Schoolchildren from nearby Givenchy-en-Gohelle helped plant a number of the “Vimy Oaks” at the new Vimy Centennial Park on Oct. 29. (Photo: Pascal Brunet/Vimy Foundation)
The Vimy Foundation Centennial Park, which will open to the public Nov. 9 as part of official Armistice 100 commemorations, is intended to be a space for quiet contemplation and dialogue.
Visitors to Vimy can learn about the battle at the education centre, explore the tunnels and trenches, and take in the breathtaking limestone Vimy memorial monument, but there wasn’t a place where they could then sit and process the experience, says Jeremy Diamond, Executive Director of the Vimy Foundation, which led the development of the park. “We wanted to create a space to tell the story of these Vimy oak trees, where we can gather young people or tour groups to sit on a bench and take a moment to reflect on what was 100 years ago.”

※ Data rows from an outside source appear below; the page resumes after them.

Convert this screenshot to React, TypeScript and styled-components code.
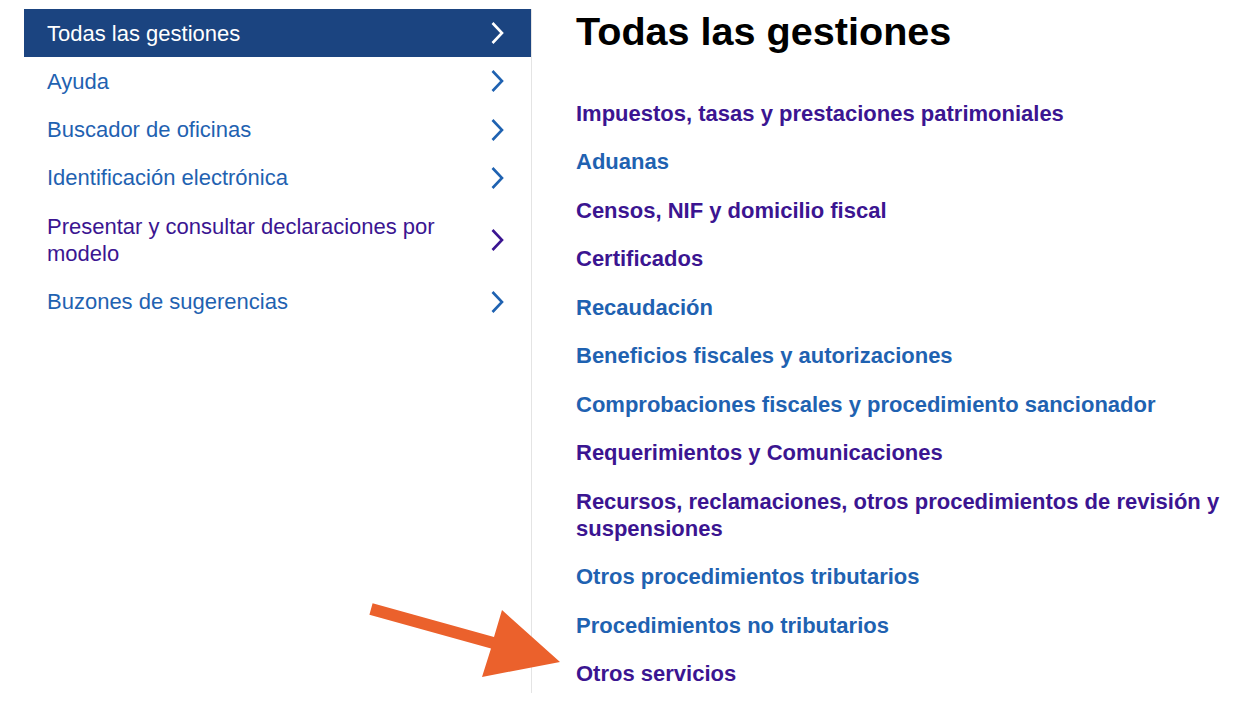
import * as React from "react"
import styled, { createGlobalStyle } from "styled-components"

const GlobalStyle = createGlobalStyle`
  html, body {
    margin: 0;
    padding: 0;
    background: #fff;
  }
  body {
    font-family: "Liberation Sans", Arial, sans-serif;
  }
`

const Page = styled.div`
  position: relative;
  display: flex;
  align-items: stretch;
  padding-top: 9px;
  width: 1254px;
  min-height: 722px;
  box-sizing: border-box;
`

const Sidebar = styled.nav`
  width: 508px;
  margin-left: 24px;
  border-right: 1px solid #e4e4e4;
  box-sizing: border-box;
  align-self: flex-start;
  height: 684px;
`

const NavList = styled.ul`
  list-style: none;
  margin: 0;
  padding: 0;
`

const NavItem = styled.li<{ $active?: boolean; $visited?: boolean }>`
  display: flex;
  align-items: center;
  justify-content: space-between;
  padding: 10.65px 27px 10.65px 23px;
  font-size: 22px;
  line-height: 27px;
  background: ${({ $active }) => ($active ? "#1b4480" : "transparent")};
  color: ${({ $active, $visited }) =>
    $active ? "#ffffff" : $visited ? "#3b1591" : "#1f62b1"};
`

const NavLabel = styled.span`
  flex: 1;
  padding-right: 40px;
`

const Chevron = styled.svg`
  flex: 0 0 auto;
  width: 14px;
  height: 24px;
`

const Main = styled.main`
  flex: 1;
  padding-left: 44px;
`

const Title = styled.h1`
  margin: 0;
  font-size: 39.6px;
  line-height: 45px;
  font-weight: bold;
  color: #000;
`

const LinkList = styled.ul`
  list-style: none;
  margin: 45.9px 0 0;
  padding: 0;
  display: flex;
  flex-direction: column;
  gap: 21.5px;
`

const LinkItem = styled.li<{ $visited?: boolean }>`
  font-size: 22px;
  line-height: 27px;
  font-weight: bold;
  color: ${({ $visited }) => ($visited ? "#3b1591" : "#1f62b1")};
  padding-right: 20px;
`

const Arrow = styled.svg`
  position: absolute;
  left: 0;
  top: 0;
  width: 1254px;
  height: 722px;
  pointer-events: none;
`

const navItems = [
  { label: "Todas las gestiones", active: true },
  { label: "Ayuda" },
  { label: "Buscador de oficinas" },
  { label: "Identificación electrónica" },
  { label: "Presentar y consultar declaraciones por modelo", visited: true },
  { label: "Buzones de sugerencias" },
]

const links = [
  { label: "Impuestos, tasas y prestaciones patrimoniales", visited: true },
  { label: "Aduanas" },
  { label: "Censos, NIF y domicilio fiscal", visited: true },
  { label: "Certificados", visited: true },
  { label: "Recaudación" },
  { label: "Beneficios fiscales y autorizaciones" },
  { label: "Comprobaciones fiscales y procedimiento sancionador" },
  { label: "Requerimientos y Comunicaciones", visited: true },
  {
    label:
      "Recursos, reclamaciones, otros procedimientos de revisión y suspensiones",
    visited: true,
  },
  { label: "Otros procedimientos tributarios" },
  { label: "Procedimientos no tributarios" },
  { label: "Otros servicios", visited: true },
]

const App = () => (
  <>
    <GlobalStyle />
    <Page>
      <Sidebar>
        <NavList>
          {navItems.map((item) => (
            <NavItem
              key={item.label}
              $active={item.active}
              $visited={item.visited}
            >
              <NavLabel>{item.label}</NavLabel>
              <Chevron viewBox="0 0 14 24">
                <polyline
                  points="2.5,2 12,12 2.5,22"
                  fill="none"
                  stroke="currentColor"
                  strokeWidth="2.6"
                />
              </Chevron>
            </NavItem>
          ))}
        </NavList>
      </Sidebar>
      <Main>
        <Title>Todas las gestiones</Title>
        <LinkList>
          {links.map((l) => (
            <LinkItem key={l.label} $visited={l.visited}>
              {l.label}
            </LinkItem>
          ))}
        </LinkList>
      </Main>
      <Arrow viewBox="0 0 1254 722">
        <polygon
          points="372.6,603.2 494,637 502,610 560,662 482,677 491,648.5 369.4,614.8"
          fill="#eb612c"
        />
      </Arrow>
    </Page>
  </>
)

export default App
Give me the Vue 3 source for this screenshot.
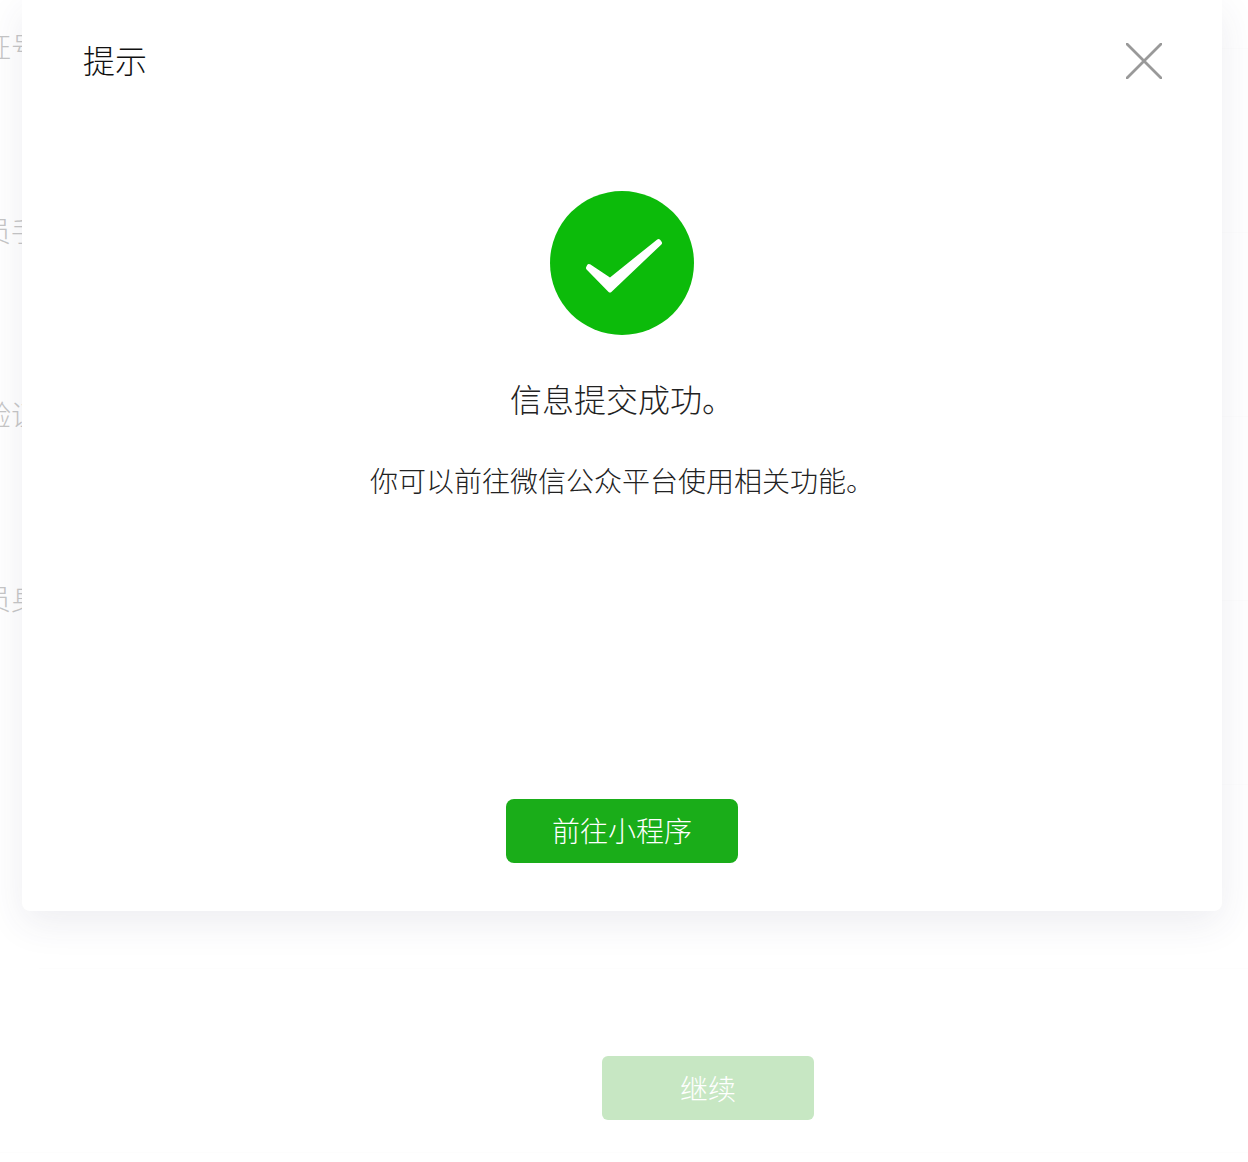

Set on 1.6 hectares of former farmland adjacent to the Canadian National Vimy Memorial, the park features 100 oaks planted in four concentric circles, representing the four Canadian divisions that fought together for the first time at Vimy. Paths and benches throughout provide a view to the Vimy monument, while a sculpture of a bugler, designed by Canadian artist Marlene Hilton Moore, calls to its twin at CFB Borden near Barrie, Ont., where many of the soldiers who fought at Vimy trained.